As we’re quickly learning these days–in case you weren’t already aware of it after witnessing the ongoing evisceration of Dodd-Frank financial reform legislation and/or dealing with the aftermath of the corporatocracy’s new “insurance policy,” a/k/a the SCOTUS’ Citizens United v. Federal Election Commission decision–when everything’s said and done in Washington D.C., one way or the other, the status quo’s bought-and-paid-for minions on Capitol Hill and on the U.S. Supreme Court are taking Main Street to the cleaners.
But, perhaps even more outrageous (or at least as brutal, in terms of its immediate impact upon most Americans dealing with our country's mortgage/foreclosure fraud crisis) than either of these two events are the virtually immediate implications of a decision announced last week by the SCOTUS regarding Janus Capital Group, Inc. v. First Derivative Traders.
This past week, three Kossacks posted especially good, if not somewhat underappreciated, diaries about the implications and direct effects of this decision: “The Politics Of Securities Fraud,” by Armando (6/15/11); “How did SCOTUS Screw Mutual Fund Investors To Benefit Wall Street?

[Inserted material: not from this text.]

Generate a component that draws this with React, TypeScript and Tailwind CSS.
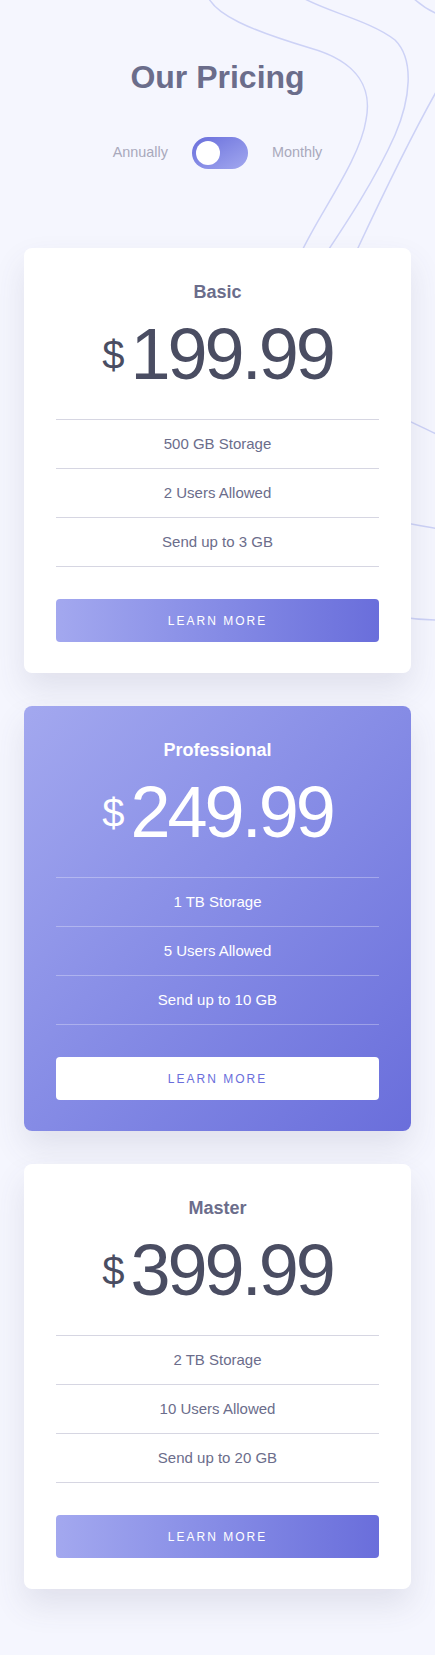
import { useState } from "react";

type Plan = {
  name: string;
  price: string;
  features: string[];
  featured?: boolean;
};

const plans: Plan[] = [
  { name: "Basic", price: "199.99", features: ["500 GB Storage", "2 Users Allowed", "Send up to 3 GB"] },
  {
    name: "Professional",
    price: "249.99",
    features: ["1 TB Storage", "5 Users Allowed", "Send up to 10 GB"],
    featured: true,
  },
  { name: "Master", price: "399.99", features: ["2 TB Storage", "10 Users Allowed", "Send up to 20 GB"] },
];

const Waves = function () {
  return (
    <svg
      className="absolute left-0 top-0 pointer-events-none"
      width="435"
      height="700"
      viewBox="0 0 435 700"
      fill="none"
      stroke="#cdd2f6"
      strokeWidth="1.5"
    >
      {/* contour lines, mostly hidden behind the first card */}
      <path d="M207 -5 C215 15 250 30 310 48 C360 62 372 90 366 120 C360 160 318 215 300 255 C270 320 262 450 300 560 C330 610 400 620 440 620" />
      <path d="M298 -5 C320 10 370 20 395 40 C415 60 410 100 395 135 C375 180 345 225 325 255 C300 300 290 420 330 480 C360 520 400 522 440 529" />
      <path d="M410 -5 C420 5 432 12 440 15" />
      <path d="M440 85 C420 120 385 190 357 250 C340 290 330 340 355 380 C375 410 410 420 440 436" />
    </svg>
  );
};

const PlanCard = function ({ name, price, features, featured }: Plan) {
  return (
    <div
      className={`rounded-lg px-8 pt-[35px] pb-[31px] text-center shadow-[0_16px_32px_rgba(70,72,110,0.12)] ${
        featured ? "bg-linear-to-br from-[#a3a8ef] to-[#6a6edb] text-white" : "bg-white"
      }`}
    >
      <h2 className={`text-[18px] leading-[18px] font-bold ${featured ? "text-white" : "text-[#6b6d8b]"}`}>{name}</h2>
      <div className={`mt-[17px] flex justify-center items-start ${featured ? "text-white" : "text-[#4a4d62]"}`}>
        <span className="text-[40px] leading-[40px] mt-[17px] mr-[6px]">$</span>
        <span className="text-[72px] leading-[72px] tracking-[-3px]">{price}</span>
      </div>
      <ul className={`mt-[29px] border-t ${featured ? "border-white/30" : "border-[#d6d6e2]"}`}>
        {features.map((f) => (
          <li
            key={f}
            className={`h-[49px] flex items-center justify-center border-b text-[15px] ${
              featured ? "border-white/30 text-white" : "border-[#d6d6e2] text-[#6b6d8b]"
            }`}
          >
            {f}
          </li>
        ))}
      </ul>
      <button
        className={`mt-8 w-full h-[43px] rounded text-[12px] tracking-[2px] ${
          featured ? "bg-white text-[#6a6edb]" : "bg-linear-to-r from-[#a3a8ef] to-[#6a6edb] text-white"
        }`}
      >
        LEARN MORE
      </button>
    </div>
  );
};

export default function App() {
  const [monthly, setMonthly] = useState(false);

  return (
    <div className="relative min-h-screen overflow-hidden bg-[#f5f6fe] font-['Liberation_Sans',Arial,sans-serif]">
      <Waves />
      <div className="relative px-6 pt-[61px] pb-16">
        <h1 className="text-center text-[32px] leading-[32px] font-bold text-[#6b6d8b]">Our Pricing</h1>

        <div className="mt-[44px] flex items-center justify-center gap-6 text-[14.4px] text-[#a9a9bc]">
          <span>Annually</span>
          <button
            onClick={() => setMonthly(!monthly)}
            className="w-14 h-8 rounded-full p-1 flex bg-linear-to-br from-[#6a6edb] to-[#a3a8ef]"
          >
            <span className={`w-6 h-6 rounded-full bg-white ${monthly ? "ml-auto" : ""}`}></span>
          </button>
          <span>Monthly</span>
        </div>

        <div className="mt-[79px] flex flex-col gap-[33px]">
          {plans.map((p) => (
            <PlanCard key={p.name} {...p} />
          ))}
        </div>
      </div>
    </div>
  );
}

I'll Tell You How,” by Steven D (6/16/11); and, “Thomas rules that If you Outsource your Lies, you're not Liable,” by jamess (6/17/11).
Today, we’re now learning, thanks to Andrew Leonard over at Salon and Steve Waldman at Interfluidity, that Janus Capital Group, Inc. v. First Derivative Traders has pretty much provided Wall Street with a get-out-of-jail free card as it relates to our nation’s mortgage/foreclosure fraud meltdown, too.

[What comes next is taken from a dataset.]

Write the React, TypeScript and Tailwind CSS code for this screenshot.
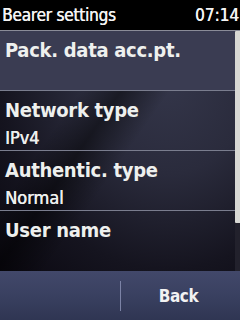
const items = [
  { title: "Pack. data acc.pt.", value: "", active: true },
  { title: "Network type", value: "IPv4" },
  { title: "Authentic. type", value: "Normal" },
  { title: "User name", value: "" },
];

export default function App() {
  return (
    <div className="w-[240px] h-[320px] overflow-hidden bg-black text-white font-['DejaVu_Sans_Condensed','DejaVu_Sans',sans-serif] flex flex-col">
      {/* Status bar */}
      <div className="h-[30px] shrink-0 flex items-center justify-between pl-[2px] pr-[1px] bg-black">
        <span className="text-[17px] font-normal tracking-[-0.2px] leading-none text-[#f4f4f4] [text-shadow:0.4px_0_0_#f4f4f4]">Bearer settings</span>
        <span className="text-[17px] font-normal leading-none text-[#f4f4f4] [text-shadow:0.4px_0_0_#f4f4f4]">07:14</span>
      </div>

      {/* List */}
      <div className="relative flex-1 border-t border-[#8a8c98] bg-[radial-gradient(ellipse_at_70%_20%,#34364a_0%,#2a2b3c_35%,#15141f_70%,#0a0810_100%)]">
        <div className="absolute inset-0 bg-[linear-gradient(125deg,transparent_0%,transparent_30%,rgba(0,0,0,0.45)_40%,transparent_52%,transparent_100%)]" />
        <div className="relative flex">
          <div className="flex-1 flex flex-col">
            {items.map((it, i) => (
              <div
                key={i}
                className={
                  "h-[60px] flex flex-col pl-[5px] pt-[7px] " +
                  (i < items.length - 1 ? "border-b border-[#7a7d8e] " : "") +
                  (it.active ? "bg-[#3a3c52]" : "")
                }
              >
                <span className="text-[20px] font-bold tracking-[-0.3px] leading-[24px] text-[#eef0ee]">{it.title}</span>
                {it.value && (
                  <span className="mt-[6px] text-[18px] leading-[20px] text-[#eef0ee] [text-shadow:0.4px_0_0_#eef0ee]">{it.value}</span>
                )}
              </div>
            ))}
          </div>
          {/* Scrollbar */}
          <div className="w-[5px] flex flex-col">
            <div className="h-[192px] bg-[#d8d8d4] rounded-l-[1px]" />
            <div className="flex-1 bg-[#22212c]" />
          </div>
        </div>
      </div>

      {/* Softkey bar */}
      <div className="h-[50px] shrink-0 flex items-center bg-[linear-gradient(180deg,#42486a_0%,#394060_50%,#2f3552_100%)]">
        <div className="w-[120px] h-full" />
        <div className="w-[1px] h-[30px] bg-[#7c83a6]" />
        <div className="flex-1 flex items-center justify-center pr-[4px]">
          <span className="text-[17px] font-bold tracking-[-0.4px] leading-none text-[#f2f2f2]">Back</span>
        </div>
      </div>
    </div>
  );
}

You see, as much as it pains me to say this, these days, everyone on “the Street” knows that it’s not the revenge of the fraudulently foreclosed, unwashed masses that poses the greatest threat to undermining the charade we know of as Wall Street’s obfuscated, ongoing insolvency. What’s still keeping some too-big-to-fail CEOs up at night (granted, I’m only talking about the few, if any, of them that still have some semblance of a social conscience, or at least microfragments thereof) are the rapidly-mounting investor fraud lawsuits from all of those moneyed fatcats that bought into the bond market to support Wall Street’s mortgage bubble in the first place.
But, not to worry vampire squids and squidettes! In one fell swoop, led by none other than ethically-challenged Justice Clarence Thomas, last week in the Janus Capital Group, Inc. v. First Derivative Traders decision, it is now dawning upon us peasants that, in addition to good old-fashioned, commercial investor fraud now being legalized when it comes to your garden-variety mutual fund investor on Main Street, this SCOTUS decision will also protect the “too-big-to-fail” banks when it comes to the more than $100 billion (ultimately projected) in bond investors’ pending mortgage securitization fraud claims/lawsuits against those Wall Street behemoths, too.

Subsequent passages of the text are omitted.